TRIACの短寿命核は、タンデム加速器からの陽子ビームをイオン源内のウラン標的に照射することによって生成され、その場でイオン化される。短寿命核イオンはオンライン同位体分離装置によって質量を分離された後に、電荷増幅器によって多価イオンに変換され、線形加速器群によって加速される。
 
今回の開発は、イオン源では、繊維状のウラン炭化物の標的を独自に作成するとともに、標的部分を高温環境に保つための専用ヒーターを新たに組み込むことで、短寿命核をウランの中で高速に拡散・蒸発させイオン化することに成功した。また、荷電増幅器では、入射ビーム軸を正確に決める入射ビームアライメント法を新たに導入した他、サポートガスの変更、高圧純水による表面研磨などにより、従来の約15倍の高い多価イオン変換効率が実現できた。

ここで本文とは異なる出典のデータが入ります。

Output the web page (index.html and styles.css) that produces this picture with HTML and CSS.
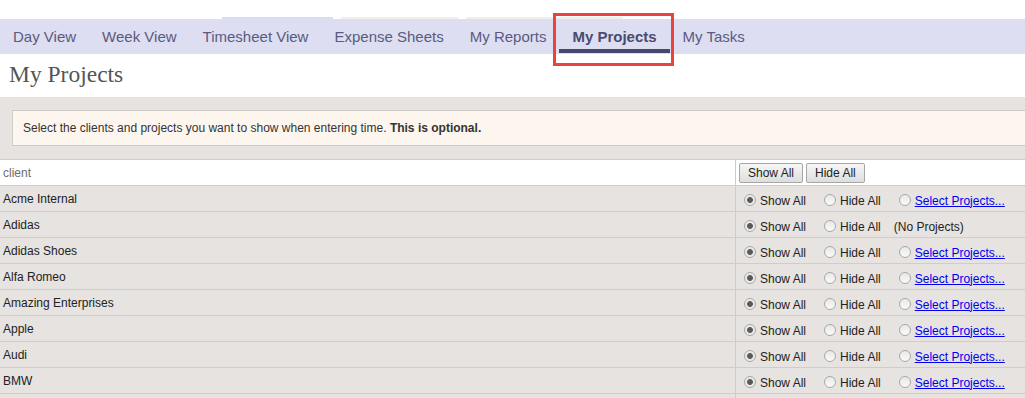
FILE: index.html
```html
<!DOCTYPE html>
<html lang="en">
<head>
  <meta charset="UTF-8">
  <title>My Projects</title>
  <link rel="stylesheet" href="styles.css">
</head>
<body>
  <div class="top-strips">
    <span class="strip strip-lav"></span>
    <span class="strip strip-gray"></span>
    <span class="strip strip-gray2"></span>
  </div>
  <nav class="tabs">
    <a class="tab">Day View</a>
    <a class="tab">Week View</a>
    <a class="tab">Timesheet View</a>
    <a class="tab">Expense Sheets</a>
    <a class="tab">My Reports</a>
    <a class="tab active">My Projects</a>
    <a class="tab">My Tasks</a>
  </nav>

  <h1 class="page-title">My Projects</h1>

  <div class="notice-band">
    <div class="notice">Select the clients and projects you want to show when entering time. <b>This is optional.</b></div>
  </div>

  <table class="clients">
    <thead>
      <tr>
        <th class="col-client">client</th>
        <th class="col-opts">
          <div class="opts">
            <button class="btn">Show All</button><button class="btn">Hide All</button>
          </div>
        </th>
      </tr>
    </thead>
    <tbody id="clientRows"></tbody>
  </table>

  <script>
    const clientes = [
      { nome: 'Acme Internal', projetos: true },
      { nome: 'Adidas', projetos: false },
      { nome: 'Adidas Shoes', projetos: true },
      { nome: 'Alfa Romeo', projetos: true },
      { nome: 'Amazing Enterprises', projetos: true },
      { nome: 'Apple', projetos: true },
      { nome: 'Audi', projetos: true },
      { nome: 'BMW', projetos: true }
    ];

    const corpo = document.getElementById('clientRows');
    clientes.forEach((c, i) => {
      const extra = c.projetos
        ? `<label class="opt"><input type="radio" name="c${i}"><a href="#">Select Projects...</a></label>`
        : `<span class="no-proj">(No Projects)</span>`;
      corpo.innerHTML += `<tr>
        <td class="col-client">${c.nome}</td>
        <td class="col-opts">
          <div class="opts">
            <label class="opt"><input type="radio" name="c${i}" checked>Show All</label>
            <label class="opt"><input type="radio" name="c${i}">Hide All</label>
            ${extra}
          </div>
        </td>
      </tr>`;
    });
    // linha seguinte, cortada pela borda da janela
    corpo.innerHTML += `<tr><td class="col-client"></td><td class="col-opts"><div class="opts"></div></td></tr>`;
  </script>
</body>
</html>
```

FILE: styles.css
```css
body {
  margin: 0;
  font-family: 'Liberation Sans', Arial, sans-serif;
  font-size: 12px;
  color: #222;
  background-color: #fff;
  overflow: hidden;
  height: 398px;
}
.top-strips {
  height: 19px;
  display: flex;
  align-items: flex-end;
}
.strip {
  height: 2px;
}
.strip-lav {
  width: 111px;
  margin-left: 222px;
  background-color: #dcdcf0;
}
.strip-gray {
  width: 117px;
  margin-left: 8px;
  background-color: #efefeb;
}
.strip-gray2 {
  width: 157px;
  margin-left: 8px;
  background-color: #efefeb;
}
.tabs {
  display: flex;
  height: 35px;
  background-color: #dddef2;
}
.tab {
  position: relative;
  display: flex;
  align-items: center;
  padding: 0 13px 1px 13px;
  font-size: 15px;
  color: #5a5b7e;
  text-decoration: none;
}
.tab.active {
  font-weight: bold;
  color: #4a4b70;
}
.tab.active::before {
  content: '';
  position: absolute;
  left: 0;
  right: 0;
  bottom: 1px;
  height: 4px;
  background-color: #45476f;
}
.tab.active::after {
  content: '';
  position: absolute;
  left: -6px;
  right: -4px;
  top: -6px;
  bottom: -12px;
  border: 3px solid #e8443d;
}
.page-title {
  margin: 0;
  height: 43px;
  padding: 7px 0 0 9px;
  box-sizing: border-box;
  font-family: 'Liberation Serif', 'Times New Roman', serif;
  font-weight: normal;
  font-size: 23.5px;
  color: #555;
}
.notice-band {
  background-color: #e6e3e0;
  padding: 13px 0 13px 12px;
}
.notice {
  height: 34px;
  line-height: 34px;
  margin-right: -10px;
  padding-left: 10px;
  border: 1px solid #cfccc8;
  background-color: #fdf6ee;
  color: #333;
}
.clients {
  width: 100%;
  border-collapse: collapse;
  border-top: 1px solid #cfccc9;
}
.clients th {
  font-weight: normal;
  text-align: left;
  background-color: #fff;
  height: 25px;
  padding: 0;
  border-bottom: 1px solid #cfccc9;
}
.clients th.col-client {
  color: #6e6e6e;
  padding-left: 3px;
}
.clients td {
  height: 24px;
  padding: 0;
  line-height: 14px;
  background-color: #e6e3e0;
  border-bottom: 1px solid #cfccc9;
}
.clients td.col-client {
  padding-left: 3px;
  padding-top: 1px;
}
.col-client {
  width: 732px;
}
.clients .col-opts {
  border-left: 1px solid #cfccc9;
  padding-left: 3px;
  white-space: nowrap;
}
.opts {
  display: flex;
  align-items: center;
  height: 24px;
}
.clients th .opts {
  height: 25px;
  margin-left: -1px;
}
.clients td .opts {
  padding-top: 4px;
  box-sizing: border-box;
}
.btn {
  font-family: 'Liberation Sans', Arial, sans-serif;
  font-size: 12px;
  height: 20px;
  padding: 0 8px;
  margin: 0 3px 0 1px;
  border: 1px solid #a6a6a6;
  border-radius: 2px;
  background: linear-gradient(#f6f6f6, #dedede);
  color: #222;
}
.btn + .btn {
  margin-left: 0;
}
.opt {
  display: inline-flex;
  align-items: center;
  margin-right: 13px;
}
.opt input {
  appearance: none;
  width: 12px;
  height: 12px;
  margin: 0 4px 0 5px;
  border: 1px solid #a8a8a8;
  border-radius: 50%;
  background: linear-gradient(#e8e8e8, #fafafa);
  box-sizing: border-box;
  position: relative;
  top: -1px;
}
.opt input:checked {
  background: radial-gradient(circle, #5a5a5a 0 2.5px, #b0b0b0 3px, #e8e8e8 3.5px, #f6f6f6 100%);
}
.opt a {
  color: #0000ee;
  text-decoration: underline;
}
```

これらの開発によりECR型電荷増幅器による電荷変換において高効率化、高純度化ともに難しいとされてきた金属元素であるインジウムやバリウムの短寿命核ビームを世界で初めて加速し、実験に使用することを可能とした。
 
これらイオン源、電荷増幅器ともに高度な技術を必要とし、今回、これらの装置から、高効率でイオンを安定に取り出すことに成功した。